When did you first encounter the Beethoven sonatas? Which did you first perform? 

I remember first learning the C Major Sonata (No. 4) as a student at Chethams School of Music, and the A major (No. 3) at Eastman School of Music in the States. It was only after I left college that I began to study the remaining Sonatas, although I felt I was getting to know all of them to some extent listening in classes and on recordings. I played the Magic Flute Variations a lot, and in more recent years have performed the complete cycle of Sonatas and Variations with dear friends and colleagues including Tom Poster, Huw Watkins and Melvyn Tan.  

In performing the full cycle, which encompasses early, middle and late Beethoven, can you elaborate on your journey in playing through the works?  

I’m not sure the sonatas were ever intended to be performed as a cycle, but it is fascinating to journey through them side by side.

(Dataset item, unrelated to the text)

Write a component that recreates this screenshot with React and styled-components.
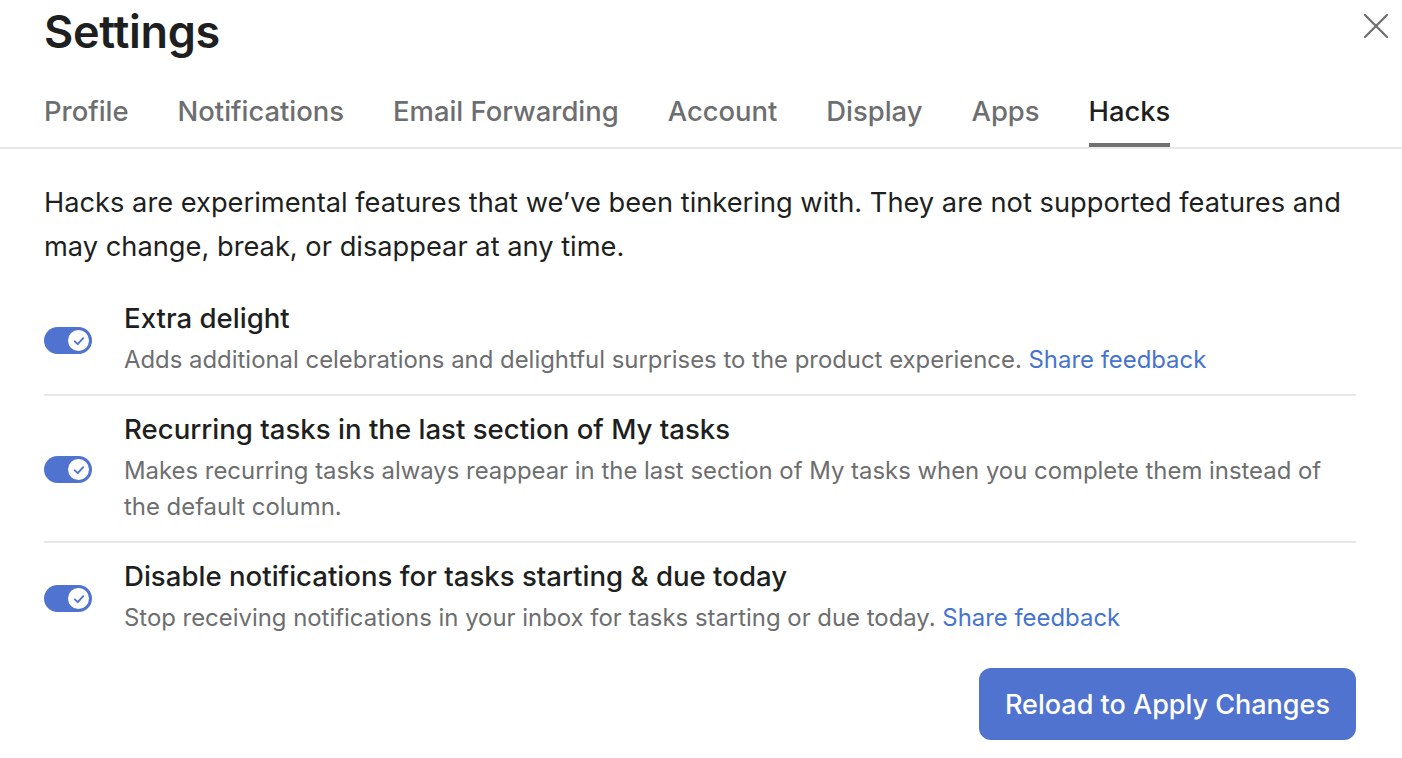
import React from "react";
import styled, { createGlobalStyle } from "styled-components";

const Global = createGlobalStyle`
  html, body { margin: 0; padding: 0; background: #ffffff; }
  body { font-family: Inter, "Noto Sans", "Liberation Sans", sans-serif; color: #1e1f21; }
  * { box-sizing: border-box; }
`;

const Page = styled.div`
  width: 1402px;
  height: 758px;
  background: #fff;
  overflow: hidden;
  display: flex;
  flex-direction: column;
`;

const Header = styled.div`
  position: relative;
  padding: 6px 44px 0 44px;
`;

const Title = styled.h1`
  margin: 0;
  font-size: 45px;
  line-height: 52px;
  font-weight: 600;
  letter-spacing: -0.3px;
  color: #1e1f21;
`;

const CloseButton = styled.button`
  position: absolute;
  top: 12px;
  right: 12px;
  width: 28px;
  height: 28px;
  padding: 0;
  border: none;
  background: transparent;
  display: flex;
  align-items: center;
  justify-content: center;
  cursor: pointer;
`;

const TabBar = styled.div`
  display: flex;
  gap: 49px;
  padding: 0 44px;
  margin-top: 37px;
  border-bottom: 2px solid #e8e8e9;
`;

const Tab = styled.div`
  font-size: 27.4px;
  line-height: 32px;
  font-weight: 500;
  white-space: nowrap;
  color: ${(p) => (p.$active ? "#1e1f21" : "#6d6e6f")};
  padding-bottom: 16px;
  border-bottom: 4px solid ${(p) => (p.$active ? "#6f6f70" : "transparent")};
`;

const Body = styled.div`
  padding: 32px 46px 0 44px;
  display: flex;
  flex-direction: column;
`;

const Intro = styled.p`
  margin: 0 0 16px 0;
  font-size: 27.25px;
  line-height: 44px;
  color: #1e1f21;
`;

const Row = styled.div`
  display: flex;
  gap: 32px;
  padding: 15px 0 16px 0;
  border-bottom: ${(p) => (p.$last ? "none" : "2px solid #e8e8e9")};
`;

const ToggleTrack = styled.div`
  flex: none;
  width: 48px;
  height: 27px;
  margin-top: ${(p) => p.$top}px;
  border-radius: 14px;
  background: #4f73cf;
  position: relative;
`;

const Knob = styled.div`
  position: absolute;
  right: 3px;
  top: 3px;
  width: 21px;
  height: 21px;
  border-radius: 50%;
  background: #fff;
  display: flex;
  align-items: center;
  justify-content: center;
`;

const RowText = styled.div`
  display: flex;
  flex-direction: column;
`;

const RowTitle = styled.div`
  font-size: 27.6px;
  line-height: 36px;
  font-weight: 500;
  color: #1e1f21;
  margin-bottom: 6px;
`;

const RowDesc = styled.div`
  font-size: 23.9px;
  line-height: 36px;
  color: #6d6e6f;
`;

const Link = styled.a`
  color: #4573d2;
  text-decoration: none;
`;

const Footer = styled.div`
  display: flex;
  justify-content: flex-end;
  margin-top: 16px;
`;

const PrimaryButton = styled.button`
  height: 72px;
  padding: 0 26px;
  border: none;
  border-radius: 12px;
  background: #5073cf;
  color: #fff;
  font-family: inherit;
  font-size: 27px;
  font-weight: 500;
  cursor: pointer;
`;

const Toggle = ({ top }) => (
  <ToggleTrack $top={top}>
    <Knob>
      <svg width="14" height="14" viewBox="0 0 12 12" fill="none">
        <path d="M2.4 6.3 L4.9 8.7 L9.6 3.6" stroke="#4f73cf" strokeWidth="1.6" strokeLinecap="round" strokeLinejoin="round" />
      </svg>
    </Knob>
  </ToggleTrack>
);

const tabs = ["Profile", "Notifications", "Email Forwarding", "Account", "Display", "Apps", "Hacks"];

export default function App() {
  return (
    <Page>
      <Global />
      <Header>
        <Title>Settings</Title>
        <CloseButton aria-label="Close">
          <svg width="26" height="26" viewBox="0 0 26 26" fill="none">
            <path d="M2 2 L24 24 M24 2 L2 24" stroke="#6d6e6f" strokeWidth="2.2" strokeLinecap="round" />
          </svg>
        </CloseButton>
      </Header>
      <TabBar>
        {tabs.map((t) => (
          <Tab key={t} $active={t === "Hacks"}>{t}</Tab>
        ))}
      </TabBar>
      <Body>
        <Intro>
          Hacks are experimental features that we’ve been tinkering with. They are not supported features and may change, break, or disappear at any time.
        </Intro>
        <Row>
          <Toggle top={27} />
          <RowText>
            <RowTitle>Extra delight</RowTitle>
            <RowDesc>
              Adds additional celebrations and delightful surprises to the product experience. <Link href="#">Share feedback</Link>
            </RowDesc>
          </RowText>
        </Row>
        <Row>
          <Toggle top={45} />
          <RowText>
            <RowTitle>Recurring tasks in the last section of My tasks</RowTitle>
            <RowDesc>
              Makes recurring tasks always reappear in the last section of My tasks when you complete them instead of the default column.
            </RowDesc>
          </RowText>
        </Row>
        <Row $last>
          <Toggle top={27} />
          <RowText>
            <RowTitle>Disable notifications for tasks starting &amp; due today</RowTitle>
            <RowDesc>
              Stop receiving notifications in your inbox for tasks starting or due today. <Link href="#">Share feedback</Link>
            </RowDesc>
          </RowText>
        </Row>
        <Footer>
          <PrimaryButton>Reload to Apply Changes</PrimaryButton>
        </Footer>
      </Body>
    </Page>
  );
}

They cover Beethoven’s three periods and were influenced by performers of the day including the Duports, Krafts, Romberg and Joseph Linke. It was Linke whom Beethoven asked, ’Bring a bow along with you, as I have something to discuss with you.’ 

It’s a powerful experience to perform the cycle. Beethoven becomes more and more economical with his means of expression, progressing from the beginning question of Op. 5 all the way to the final statement and resolution of the fugue of Op. 102. The A major sonata was undoubtedly the first sonata to bring the cello into equal partnership with the piano. The fact that Beethoven gives the cello the opportunity to speak first before the piano enters already suggests a new innovation of his. First among equals!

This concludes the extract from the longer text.